■ **Data segment**:

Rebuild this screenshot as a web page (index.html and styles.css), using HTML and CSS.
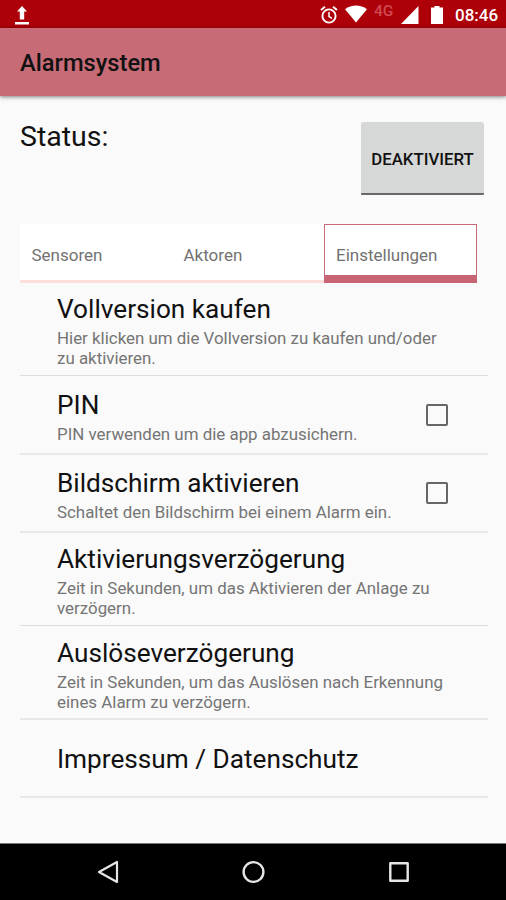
FILE: index.html
```html
<!DOCTYPE html>
<html lang="de">
  <head>
    <meta charset="UTF-8" />
    <meta name="viewport" content="width=device-width, initial-scale=1.0" />
    <title>Alarmsystem</title>
    <link rel="stylesheet" href="styles.css">
  </head>
  <body>
    <!-- system status bar -->
    <div class="statusbar">
      <svg class="icon-upload" width="16" height="21" viewBox="0 0 16 21" fill="#fff">
        <path d="M8 1l5 5.500h-2.800V14.500H5.800V6.500H3z M1 17h14v2.600H1z" />
      </svg>
      <div class="statusbar-right">
        <svg class="icon-alarm" width="18" height="20" viewBox="0 0 18 20" fill="none" stroke="#fff">
          <circle cx="9" cy="11" r="6.600" stroke-width="1.900" />
          <path d="M9 7v4.500l3 1.900" stroke-width="1.500" />
          <path d="M1 5l4-3.300M17 5l-4-3.300" stroke-width="1.900" />
        </svg>
        <svg class="icon-wifi" width="22" height="18" viewBox="0 0 22 18" fill="#fff">
          <path d="M11 17.500L0 4.300C6.500-.7 15.500-.7 22 4.300z" />
        </svg>
        <span class="network">4G</span>
        <svg class="icon-signal" width="18" height="18" viewBox="0 0 18 18" fill="#fff">
          <path d="M17.500 0v18H0z" />
        </svg>
        <svg class="icon-battery" width="12" height="18" viewBox="0 0 12 18" fill="#fff">
          <path d="M3.500 0h5v1.500H12V18H0V1.500h3.500z" />
        </svg>
        <span class="clock">08:46</span>
      </div>
    </div>

    <header class="appbar">
      <h1>Alarmsystem</h1>
    </header>

    <main class="content">
      <div class="status">
        <span class="status-label">Status:</span>
        <button class="status-button">DEAKTIVIERT</button>
      </div>

      <nav class="tabs">
        <div class="tab">Sensoren</div>
        <div class="tab">Aktoren</div>
        <div class="tab tab-active">Einstellungen</div>
      </nav>

      <ul class="settings">
        <li class="row row-tall">
          <div class="row-text">
            <h2>Vollversion kaufen</h2>
            <p>Hier klicken um die Vollversion zu kaufen und/oder<br />zu aktivieren.</p>
          </div>
        </li>
        <li class="row row-check">
          <div class="row-text">
            <h2>PIN</h2>
            <p>PIN verwenden um die app abzusichern.</p>
          </div>
          <span class="checkbox"></span>
        </li>
        <li class="row row-check">
          <div class="row-text">
            <h2>Bildschirm aktivieren</h2>
            <p>Schaltet den Bildschirm bei einem Alarm ein.</p>
          </div>
          <span class="checkbox"></span>
        </li>
        <li class="row row-tall">
          <div class="row-text">
            <h2>Aktivierungsverzögerung</h2>
            <p>Zeit in Sekunden, um das Aktivieren der Anlage zu<br />verzögern.</p>
          </div>
        </li>
        <li class="row row-tall">
          <div class="row-text">
            <h2>Auslöseverzögerung</h2>
            <p>Zeit in Sekunden, um das Auslösen nach Erkennung<br />eines Alarm zu verzögern.</p>
          </div>
        </li>
        <li class="row row-single">
          <div class="row-text">
            <h2>Impressum / Datenschutz</h2>
          </div>
        </li>
      </ul>
    </main>

    <!-- back, home, recent apps -->
    <footer class="navbar">
      <svg width="24" height="24" viewBox="0 0 24 24" fill="none" stroke="#e6e6e6" stroke-width="2.200" stroke-linejoin="round">
        <path d="M21 2v20L3 12z" />
      </svg>
      <svg width="24" height="24" viewBox="0 0 24 24" fill="none" stroke="#e6e6e6" stroke-width="2.400">
        <circle cx="12.500" cy="12" r="9.900" />
      </svg>
      <svg width="24" height="24" viewBox="0 0 24 24" fill="none" stroke="#e6e6e6" stroke-width="2.400" stroke-linejoin="round">
        <path d="M3.300 3.300h17.400v17.400H3.300z" />
      </svg>
    </footer>
  </body>
</html>
```

FILE: styles.css
```css
* {
  box-sizing: border-box;
}
body {
  margin: 0;
  height: 900px;
  display: flex;
  flex-direction: column;
  overflow: hidden;
  background-color: #fafafa;
  font-family: Roboto, "Liberation Sans", sans-serif;
  color: #111;
}
h1,
h2,
p,
ul {
  margin: 0;
  padding: 0;
  font-weight: 400;
}
svg {
  display: block;
  flex: none;
}

/* status bar */
.statusbar {
  height: 28px;
  flex: none;
  display: flex;
  justify-content: space-between;
  padding: 5px 8px 0 14px;
  background-color: #ad0009;
  color: #fff;
}
.statusbar-right {
  display: flex;
}
.icon-alarm {
  margin-right: 7px;
}
.icon-wifi {
  margin-right: 7px;
}
.network {
  width: 21px;
  margin-right: 6px;
  margin-top: -2px;
  font-size: 15.5px;
  line-height: 16px;
  font-weight: 500;
  color: #d04a52;
}
.icon-signal {
  margin-top: 1px;
  margin-right: 12px;
}
.icon-battery {
  margin-top: 1px;
  margin-right: 12px;
}
.clock {
  width: 43px;
  font-size: 17px;
  line-height: 21px;
  font-weight: 500;
}

/* app bar */
.appbar {
  height: 68px;
  flex: none;
  display: flex;
  align-items: center;
  padding: 2px 20px 0;
  background-color: #c76b77;
  box-shadow: 0 1px 4px rgba(0, 0, 0, 0.5);
}
.appbar h1 {
  font-size: 23.7px;
  line-height: 28px;
  font-weight: 500;
}

.content {
  flex: 1;
  padding: 26px 18px 0 20px;
}
.status {
  height: 102px;
  display: flex;
  justify-content: space-between;
  align-items: flex-start;
  padding-right: 4px;
}
.status-label {
  font-size: 28.5px;
  line-height: 29px;
}
.status-button {
  width: 123px;
  height: 73px;
  padding: 2px 0 0;
  border: 0;
  border-bottom: 2px solid #67696a;
  border-radius: 3px 3px 1px 1px;
  background-color: #d6d8d7;
  color: #111;
  font-family: inherit;
  font-size: 16.8px;
  font-weight: 500;
  white-space: nowrap;
}

/* tabs */
.tabs {
  display: grid;
  grid-template-columns: 152px 152px 153px;
  width: 457px;
  height: 59px;
  background-color: #fff;
}
.tab {
  padding: 21px 11px 0 11.5px;
  font-size: 17px;
  line-height: 20px;
  color: #727272;
  border-bottom: 3px solid #fde0de;
}
.tab-active {
  padding: 20px 11px 0;
  border: 1px solid #c76b77;
  border-bottom: 8px solid #c76575;
}

/* settings list */
.settings {
  list-style: none;
}
.row {
  display: flex;
  padding-left: 37px;
  border-bottom: 2px solid #e8e8e8;
}
.row-tall {
  height: 93px;
  padding-top: 10px;
  border-bottom: 1px solid #dedede;
}
.row-tall + .row-tall {
  height: 94px;
  padding-top: 11px;
  border-bottom: 2px solid #e8e8e8;
}
.row-check {
  height: 78px;
  padding-top: 12px;
}
.row-tall + .row-check {
  height: 79px;
  padding-top: 13px;
}
.row-single {
  height: 78px;
  align-items: center;
  padding-top: 1px;
}
.row-text {
  flex: 1;
}
.row h2 {
  font-size: 26.2px;
  line-height: 32px;
}
.row p {
  margin-top: 3px;
  font-size: 16.9px;
  line-height: 20px;
  color: #757575;
  white-space: nowrap;
}
.checkbox {
  width: 22px;
  height: 22px;
  margin: 15px 40px 0 0;
  border: 2px solid #666;
  border-radius: 2px;
}

/* navigation bar */
.navbar {
  height: 57px;
  flex: none;
  display: flex;
  justify-content: center;
  align-items: center;
  gap: 121.5px;
  border-top: 1px solid #777;
  background-color: #000;
}
```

■ **Do this**: Omitting all images, print the listing exactly.

■ **Response below**:
Rebuild this screenshot as a web page (index.html and styles.css), using HTML and CSS.
FILE: index.html
```html
<!DOCTYPE html>
<html lang="de">
  <head>
    <meta charset="UTF-8" />
    <meta name="viewport" content="width=device-width, initial-scale=1.0" />
    <title>Alarmsystem</title>
    <link rel="stylesheet" href="styles.css">
  </head>
  <body>
    <!-- system status bar -->
    <div class="statusbar">
      <svg class="icon-upload" width="16" height="21" viewBox="0 0 16 21" fill="#fff">
        <path d="M8 1l5 5.500h-2.800V14.500H5.800V6.500H3z M1 17h14v2.600H1z" />
      </svg>
      <div class="statusbar-right">
        <svg class="icon-alarm" width="18" height="20" viewBox="0 0 18 20" fill="none" stroke="#fff">
          <circle cx="9" cy="11" r="6.600" stroke-width="1.900" />
          <path d="M9 7v4.500l3 1.900" stroke-width="1.500" />
          <path d="M1 5l4-3.300M17 5l-4-3.300" stroke-width="1.900" />
        </svg>
        <svg class="icon-wifi" width="22" height="18" viewBox="0 0 22 18" fill="#fff">
          <path d="M11 17.500L0 4.300C6.500-.7 15.500-.7 22 4.300z" />
        </svg>
        <span class="network">4G</span>
        <svg class="icon-signal" width="18" height="18" viewBox="0 0 18 18" fill="#fff">
          <path d="M17.500 0v18H0z" />
        </svg>
        <svg class="icon-battery" width="12" height="18" viewBox="0 0 12 18" fill="#fff">
          <path d="M3.500 0h5v1.500H12V18H0V1.500h3.500z" />
        </svg>
        <span class="clock">08:46</span>
      </div>
    </div>

    <header class="appbar">
      <h1>Alarmsystem</h1>
    </header>

    <main class="content">
      <div class="status">
        <span class="status-label">Status:</span>
        <button class="status-button">DEAKTIVIERT</button>
      </div>

      <nav class="tabs">
        <div class="tab">Sensoren</div>
        <div class="tab">Aktoren</div>
        <div class="tab tab-active">Einstellungen</div>
      </nav>

      <ul class="settings">
        <li class="row row-tall">
          <div class="row-text">
            <h2>Vollversion kaufen</h2>
            <p>Hier klicken um die Vollversion zu kaufen und/oder<br />zu aktivieren.</p>
          </div>
        </li>
        <li class="row row-check">
          <div class="row-text">
            <h2>PIN</h2>
            <p>PIN verwenden um die app abzusichern.</p>
          </div>
          <span class="checkbox"></span>
        </li>
        <li class="row row-check">
          <div class="row-text">
            <h2>Bildschirm aktivieren</h2>
            <p>Schaltet den Bildschirm bei einem Alarm ein.</p>
          </div>
          <span class="checkbox"></span>
        </li>
        <li class="row row-tall">
          <div class="row-text">
            <h2>Aktivierungsverzögerung</h2>
            <p>Zeit in Sekunden, um das Aktivieren der Anlage zu<br />verzögern.</p>
          </div>
        </li>
        <li class="row row-tall">
          <div class="row-text">
            <h2>Auslöseverzögerung</h2>
            <p>Zeit in Sekunden, um das Auslösen nach Erkennung<br />eines Alarm zu verzögern.</p>
          </div>
        </li>
        <li class="row row-single">
          <div class="row-text">
            <h2>Impressum / Datenschutz</h2>
          </div>
        </li>
      </ul>
    </main>

    <!-- back, home, recent apps -->
    <footer class="navbar">
      <svg width="24" height="24" viewBox="0 0 24 24" fill="none" stroke="#e6e6e6" stroke-width="2.200" stroke-linejoin="round">
        <path d="M21 2v20L3 12z" />
      </svg>
      <svg width="24" height="24" viewBox="0 0 24 24" fill="none" stroke="#e6e6e6" stroke-width="2.400">
        <circle cx="12.500" cy="12" r="9.900" />
      </svg>
      <svg width="24" height="24" viewBox="0 0 24 24" fill="none" stroke="#e6e6e6" stroke-width="2.400" stroke-linejoin="round">
        <path d="M3.300 3.300h17.400v17.400H3.300z" />
      </svg>
    </footer>
  </body>
</html>
```

FILE: styles.css
```css
* {
  box-sizing: border-box;
}
body {
  margin: 0;
  height: 900px;
  display: flex;
  flex-direction: column;
  overflow: hidden;
  background-color: #fafafa;
  font-family: Roboto, "Liberation Sans", sans-serif;
  color: #111;
}
h1,
h2,
p,
ul {
  margin: 0;
  padding: 0;
  font-weight: 400;
}
svg {
  display: block;
  flex: none;
}

/* status bar */
.statusbar {
  height: 28px;
  flex: none;
  display: flex;
  justify-content: space-between;
  padding: 5px 8px 0 14px;
  background-color: #ad0009;
  color: #fff;
}
.statusbar-right {
  display: flex;
}
.icon-alarm {
  margin-right: 7px;
}
.icon-wifi {
  margin-right: 7px;
}
.network {
  width: 21px;
  margin-right: 6px;
  margin-top: -2px;
  font-size: 15.5px;
  line-height: 16px;
  font-weight: 500;
  color: #d04a52;
}
.icon-signal {
  margin-top: 1px;
  margin-right: 12px;
}
.icon-battery {
  margin-top: 1px;
  margin-right: 12px;
}
.clock {
  width: 43px;
  font-size: 17px;
  line-height: 21px;
  font-weight: 500;
}

/* app bar */
.appbar {
  height: 68px;
  flex: none;
  display: flex;
  align-items: center;
  padding: 2px 20px 0;
  background-color: #c76b77;
  box-shadow: 0 1px 4px rgba(0, 0, 0, 0.5);
}
.appbar h1 {
  font-size: 23.7px;
  line-height: 28px;
  font-weight: 500;
}

.content {
  flex: 1;
  padding: 26px 18px 0 20px;
}
.status {
  height: 102px;
  display: flex;
  justify-content: space-between;
  align-items: flex-start;
  padding-right: 4px;
}
.status-label {
  font-size: 28.5px;
  line-height: 29px;
}
.status-button {
  width: 123px;
  height: 73px;
  padding: 2px 0 0;
  border: 0;
  border-bottom: 2px solid #67696a;
  border-radius: 3px 3px 1px 1px;
  background-color: #d6d8d7;
  color: #111;
  font-family: inherit;
  font-size: 16.8px;
  font-weight: 500;
  white-space: nowrap;
}

/* tabs */
.tabs {
  display: grid;
  grid-template-columns: 152px 152px 153px;
  width: 457px;
  height: 59px;
  background-color: #fff;
}
.tab {
  padding: 21px 11px 0 11.5px;
  font-size: 17px;
  line-height: 20px;
  color: #727272;
  border-bottom: 3px solid #fde0de;
}
.tab-active {
  padding: 20px 11px 0;
  border: 1px solid #c76b77;
  border-bottom: 8px solid #c76575;
}

/* settings list */
.settings {
  list-style: none;
}
.row {
  display: flex;
  padding-left: 37px;
  border-bottom: 2px solid #e8e8e8;
}
.row-tall {
  height: 93px;
  padding-top: 10px;
  border-bottom: 1px solid #dedede;
}
.row-tall + .row-tall {
  height: 94px;
  padding-top: 11px;
  border-bottom: 2px solid #e8e8e8;
}
.row-check {
  height: 78px;
  padding-top: 12px;
}
.row-tall + .row-check {
  height: 79px;
  padding-top: 13px;
}
.row-single {
  height: 78px;
  align-items: center;
  padding-top: 1px;
}
.row-text {
  flex: 1;
}
.row h2 {
  font-size: 26.2px;
  line-height: 32px;
}
.row p {
  margin-top: 3px;
  font-size: 16.9px;
  line-height: 20px;
  color: #757575;
  white-space: nowrap;
}
.checkbox {
  width: 22px;
  height: 22px;
  margin: 15px 40px 0 0;
  border: 2px solid #666;
  border-radius: 2px;
}

/* navigation bar */
.navbar {
  height: 57px;
  flex: none;
  display: flex;
  justify-content: center;
  align-items: center;
  gap: 121.5px;
  border-top: 1px solid #777;
  background-color: #000;
}
```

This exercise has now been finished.